Principle:Cohere ai Cohere python Training Monitoring
| Field | Value |
|---|---|
| Type | Principle |
| Source | Cohere Python SDK |
| Domain | Fine-tuning MLOps Monitoring |
| Last Updated | 2026-02-15 |
| Implemented By | Implementation:Cohere_ai_Cohere_python_FinetuningClient_Monitoring |
Overview
A polling-based pattern for tracking fine-tuning job progress through status checks, event logs, and training metrics.
Description
Training Monitoring is the process of observing a fine-tuning job's lifecycle from submission to completion. The SDK provides three monitoring endpoints: get_finetuned_model (current status), list_events (lifecycle event log), and list_training_step_metrics (per-step loss and metric data).
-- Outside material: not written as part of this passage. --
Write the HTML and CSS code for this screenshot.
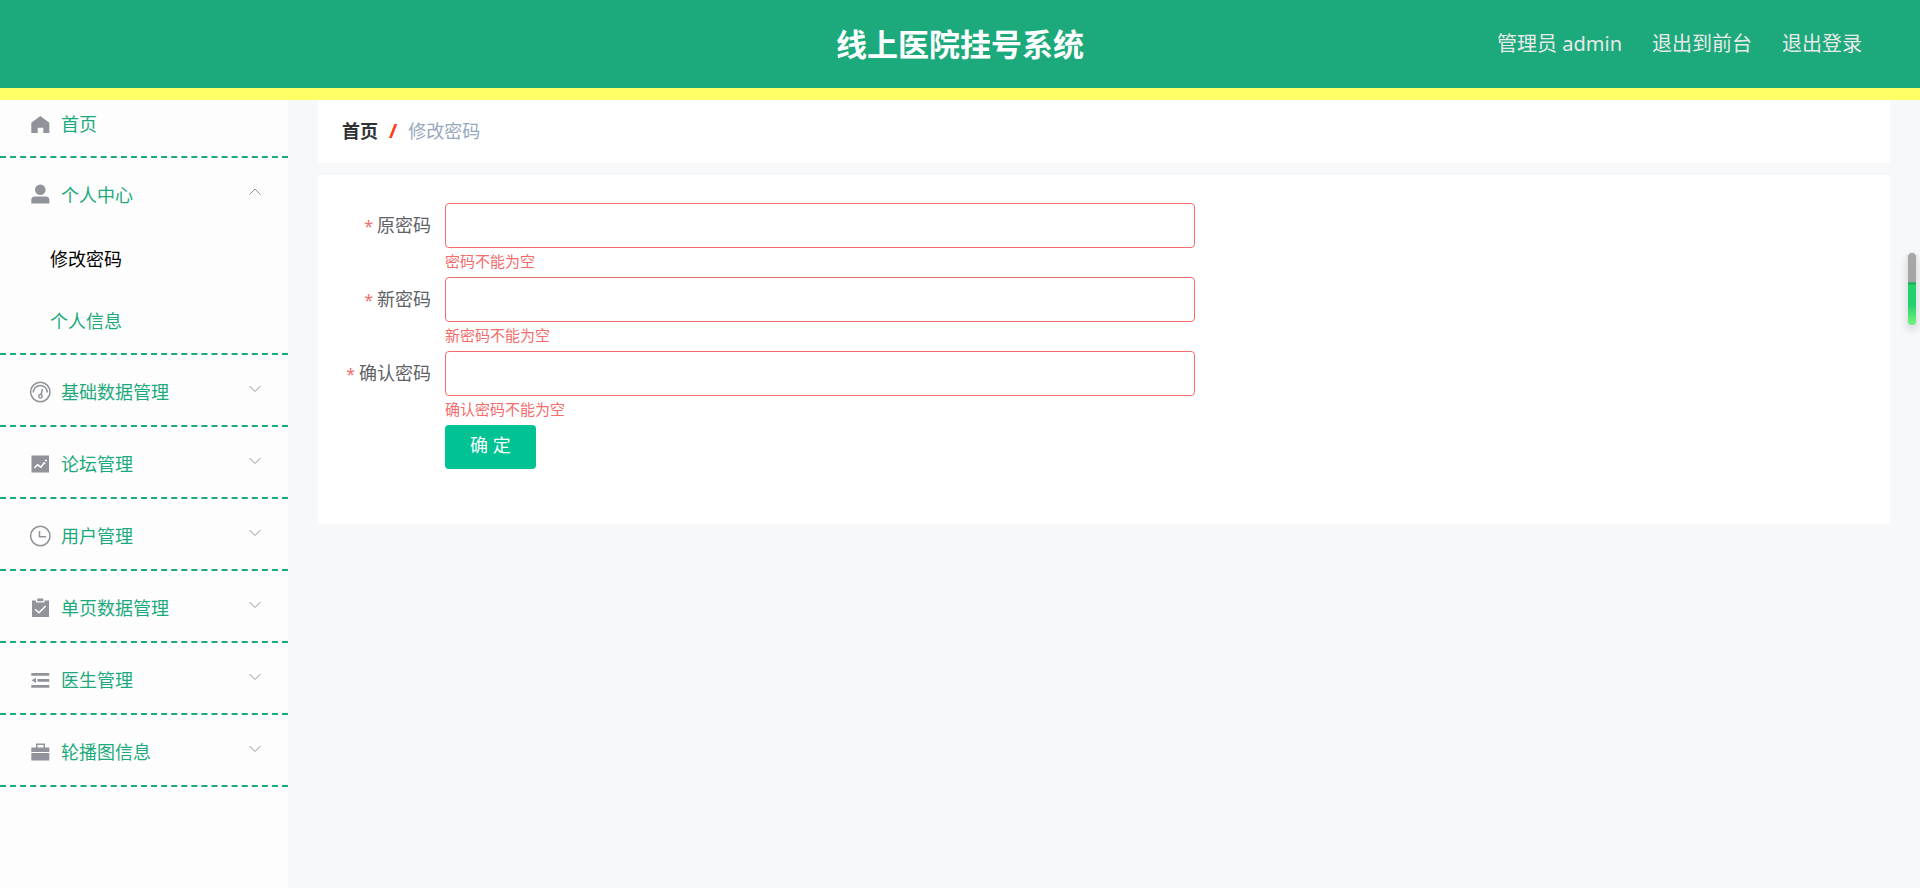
FILE: index.html
```html
<!DOCTYPE html>
<html lang="zh-CN">
<head>
    <meta charset="UTF-8">
    <meta name="viewport" content="width=device-width, initial-scale=1.0">
    <title>线上医院挂号系统</title>
    <link rel="stylesheet" href="styles.css">
</head>
<body>
    <header class="header">
        <h1 class="title">线上医院挂号系统</h1>
        <nav class="user-nav">
            <span>管理员 admin</span>
            <a href="#">退出到前台</a>
            <a href="#">退出登录</a>
        </nav>
    </header>

    <div class="layout">
        <nav class="sidebar">
            <div class="menu-group">
                <a href="#" class="menu-item menu-home">
                    <svg class="icon" viewBox="0 0 24 24"><path d="M12.3 4 21.3 10.7V21H15.3V15.7H9.7V21H3.3V10.7z"/></svg>
                    <span>首页</span>
                </a>
            </div>
            <div class="menu-group menu-open">
                <button type="button" class="menu-item" aria-expanded="true">
                    <svg class="icon" viewBox="0 0 24 24"><circle cx="12.3" cy="6.8" r="5.3"/><path d="M3.3 20.5V17a3.5 3.5 0 0 1 3.5-3.5h11a3.5 3.5 0 0 1 3.5 3.5v3.5z"/></svg>
                    <span>个人中心</span>
                    <svg class="arrow" viewBox="0 0 12 8"><path d="M.5 6.5 6 1l5.5 5.5"/></svg>
                </button>
                <a href="#" class="sub-item active">修改密码</a>
                <a href="#" class="sub-item">个人信息</a>
            </div>
            <div class="menu-group">
                <button type="button" class="menu-item">
                    <svg class="icon line" viewBox="0 0 24 24"><circle cx="12.3" cy="12" r="9.7"/><path d="M5.3 12.5a7 7 0 0 1 14 0M14.5 9l-1.5 5.5"/><circle cx="12.5" cy="16.2" r="1.7"/></svg>
                    <span>基础数据管理</span>
                    <svg class="arrow" viewBox="0 0 12 8"><path d="M.5 1 6 6.5 11.5 1"/></svg>
                </button>
            </div>
            <div class="menu-group">
                <button type="button" class="menu-item">
                    <svg class="icon" viewBox="0 0 24 24"><path d="M3.5 3.5H21v17H3.5z"/><path class="mark" d="m6.3 16 3.2-3.2 3.5 2.4 3-4.2 1.3.5M17 8.5h2"/></svg>
                    <span>论坛管理</span>
                    <svg class="arrow" viewBox="0 0 12 8"><path d="M.5 1 6 6.5 11.5 1"/></svg>
                </button>
            </div>
            <div class="menu-group">
                <button type="button" class="menu-item">
                    <svg class="icon line" viewBox="0 0 24 24"><circle cx="12.3" cy="12" r="9.7"/><path d="M11.5 7v5.7H18"/></svg>
                    <span>用户管理</span>
                    <svg class="arrow" viewBox="0 0 12 8"><path d="M.5 1 6 6.5 11.5 1"/></svg>
                </button>
            </div>
            <div class="menu-group">
                <button type="button" class="menu-item">
                    <svg class="icon" viewBox="0 0 24 24"><path d="M4 4.500h4v2h8.500v-2H21V21H4zM9.300 2.500h6v2.700h-6z"/><path class="mark" d="m7 13.300 4 3.500 6.700-6.800"/></svg>
                    <span>单页数据管理</span>
                    <svg class="arrow" viewBox="0 0 12 8"><path d="M.5 1 6 6.5 11.5 1"/></svg>
                </button>
            </div>
            <div class="menu-group">
                <button type="button" class="menu-item">
                    <svg class="icon" viewBox="0 0 24 24"><path d="M3.3 5h18v2.7h-18zM9.5 11h11.8v2.7H9.5zM3.3 17h18v2.7h-18zM3.5 12.3 8 9.7v5.2z"/></svg>
                    <span>医生管理</span>
                    <svg class="arrow" viewBox="0 0 12 8"><path d="M.5 1 6 6.5 11.5 1"/></svg>
                </button>
            </div>
            <div class="menu-group">
                <button type="button" class="menu-item">
                    <svg class="icon" viewBox="0 0 24 24"><path d="M3.3 12V7.5H8v-4h9v4h4.3V12zM9.5 5v2.5h6V5zM3.3 13h18v7.5h-18z" fill-rule="evenodd"/></svg>
                    <span>轮播图信息</span>
                    <svg class="arrow" viewBox="0 0 12 8"><path d="M.5 1 6 6.5 11.5 1"/></svg>
                </button>
            </div>
        </nav>

        <main class="main">
            <nav class="breadcrumb">
                <a href="#">首页</a>
                <span class="separator">/</span>
                <span>修改密码</span>
            </nav>

            <form class="form-card">
                <div class="form-item">
                    <label for="oldPassword">原密码</label>
                    <div class="field">
                        <input type="password" id="oldPassword">
                        <div class="error">密码不能为空</div>
                    </div>
                </div>
                <div class="form-item">
                    <label for="newPassword">新密码</label>
                    <div class="field">
                        <input type="password" id="newPassword">
                        <div class="error">新密码不能为空</div>
                    </div>
                </div>
                <div class="form-item">
                    <label for="rePassword">确认密码</label>
                    <div class="field">
                        <input type="password" id="rePassword">
                        <div class="error">确认密码不能为空</div>
                    </div>
                </div>
                <button type="button" class="submit">确 定</button>
            </form>
        </main>
    </div>

    <!-- floating meter on the right edge -->
    <div class="meter"><div class="meter-fill"></div></div>
</body>
</html>
```
FILE: styles.css
```css
* {
    box-sizing: border-box;
}

body {
    margin: 0;
    min-height: 100vh;
    display: flex;
    flex-direction: column;
    font-family: "Noto Sans", "Noto Sans CJK SC", sans-serif;
    font-size: 18px;
    line-height: 24px;
    color: #606266;
    background-color: #f6f8fa;
}

a {
    color: inherit;
    text-decoration: none;
}

button, input {
    font-family: inherit;
    font-size: inherit;
    line-height: inherit;
}

.header {
    display: grid;
    grid-template-columns: 1fr auto 1fr;
    align-items: center;
    height: 100px;
    padding: 0 58px;
    background-color: #1ca97c;
    border-bottom: 12px solid #ffff66;
}

.title {
    grid-column: 2;
    margin: 0;
    font-size: 31px;
    line-height: 40px;
    color: #fff;
}

.user-nav {
    display: flex;
    justify-content: flex-end;
    gap: 30px;
    font-size: 20px;
    color: #e9e9e9;
}

.layout {
    flex: 1;
    display: flex;
}

.sidebar {
    width: 288px;
    flex-shrink: 0;
    background-color: #fdfdfd;
    color: #1ca97c;
}

.menu-group {
    border-bottom: 2px dashed #1ca97c;
}

.menu-open {
    padding-bottom: 1px;
}

.menu-item {
    display: flex;
    align-items: center;
    gap: 9px;
    width: 100%;
    height: 70px;
    padding: 4px 27px 0 28px;
    border: none;
    background: none;
    color: inherit;
    text-align: left;
    cursor: pointer;
}

.menu-home {
    height: 56px;
    padding-top: 0;
    padding-bottom: 9px;
}

.icon {
    width: 24px;
    height: 24px;
    fill: #909399;
}

.line {
    fill: none;
    stroke: #909399;
    stroke-width: 1.5;
}

.mark {
    fill: none;
    stroke: #fff;
    stroke-width: 1.5;
}

.arrow {
    width: 12px;
    height: 8px;
    margin-left: auto;
    margin-bottom: 7px;
    fill: none;
    stroke: #909399;
}

.sub-item {
    display: block;
    padding: 19px 50px;
}

.sub-item.active {
    color: #000;
}

.main {
    flex: 1;
    padding: 0 30px;
}

.breadcrumb {
    display: flex;
    align-items: center;
    gap: 11px;
    height: 63px;
    padding: 0 24px 1px;
    margin-bottom: 12px;
    border-radius: 4px;
    background-color: #fff;
    color: #97a8be;
}

.breadcrumb a {
    font-weight: bold;
    color: #303133;
}

.separator {
    font-size: 20px;
    font-weight: bold;
    color: #ff3c14;
}

.form-card {
    padding: 28px 24px 55px;
    background-color: #fff;
}

.form-item {
    display: flex;
    gap: 14px;
    height: 74px;
}

.form-item label {
    width: 89px;
    line-height: 44px;
    text-align: right;
    white-space: nowrap;
}

.form-item label::before {
    content: "*";
    margin-right: 4px;
    font-size: 16px;
    color: #f56c6c;
}

.field {
    width: 750px;
}

.field input {
    display: block;
    width: 100%;
    height: 45px;
    padding: 0 12px;
    border: 1px solid #f56c6c;
    border-radius: 4px;
    outline: none;
    background-color: #fff;
}

.error {
    padding-top: 1px;
    font-size: 15px;
    color: #f56c6c;
}

.submit {
    display: block;
    height: 44px;
    margin-left: 103px;
    padding: 0 25px 4px;
    border: none;
    border-radius: 4px;
    background-color: #00c292;
    color: #fff;
    cursor: pointer;
}

.meter {
    position: fixed;
    top: 252px;
    right: 3px;
    width: 10px;
    height: 74px;
    border: 1px solid #e4e6e8;
    border-radius: 5px;
    background-color: #a6a6a6;
    box-shadow: 0 4px 8px rgba(0, 0, 0, 0.15);
    overflow: hidden;
}

.meter-fill {
    height: 43px;
    margin-top: 29px;
    border-top: 3px solid #22b463;
    background: linear-gradient(#25d16c 50%, #72f57c);
}
```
Status values include STATUS_FINETUNING, STATUS_DEPLOYING_API, STATUS_READY, STATUS_FAILED, etc. Monitoring is necessary because fine-tuning is asynchronous.
Usage
Poll get_finetuned_model periodically to check status. Use list_events for a timeline of lifecycle events. Use list_training_step_metrics for detailed training curves. Stop polling when status reaches STATUS_READY or STATUS_FAILED.
Theoretical Basis
Asynchronous job monitoring follows the observer pattern with polling. The three-endpoint design separates concerns: status (current state), events (state transitions), metrics (training progress). This mirrors the MLOps pattern of experiment tracking.